Now c'mon, of course we know Hackney has deep pockets of deprivation, but why the need for a white fright ranking system? If only to bring more smugness to the cloistered elites who recently moved there claiming to be street. The new fresh-faced 'bohemian' glow to Hackney - the ciabatta eating Crips and Bloods thronging Broadway Market in pursuit of parmiggiano regano. But no, we could go on forever as the gentification of Hackney has become hackneyed. Instead, let's move on to other matters bothering us this week in the 12th edition of City Slicker's "Week's Action, Weekend Reaction."

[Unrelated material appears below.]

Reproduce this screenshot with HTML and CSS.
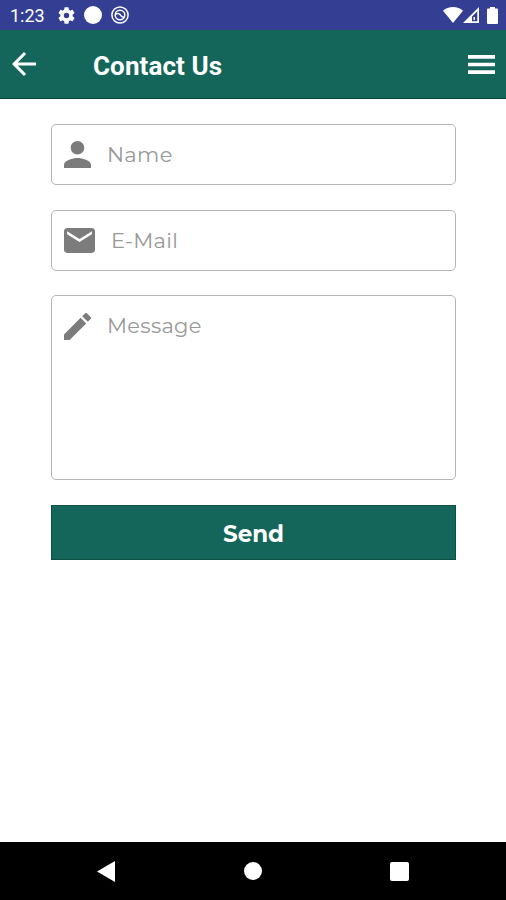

1) Stuck for somewhere new to hold a Christmas do that's near to but not quite Hackney? React by staying east and book up early for the guaranteed table of the season: the Reindeer Restaurant at the Truman Brewery. Open 1 Dec - 23 Dec only.
2) Riled by how the Tories excel in gaffes about social classes that are completely alien to them, including David Cameron's claim this week that "we've all got mortgages?" React by joining not beating them (up that is) and head to Sotheby's Olympia first ever without reserve (posh for liquidiation) furniture sale. Prices start at £50.
3) Has the Mills-McCartney media mayhem revealed your appetite for libel and caricature? React by heading to the Cartoon Museum for the just opened Private Eye at 45 exhibition.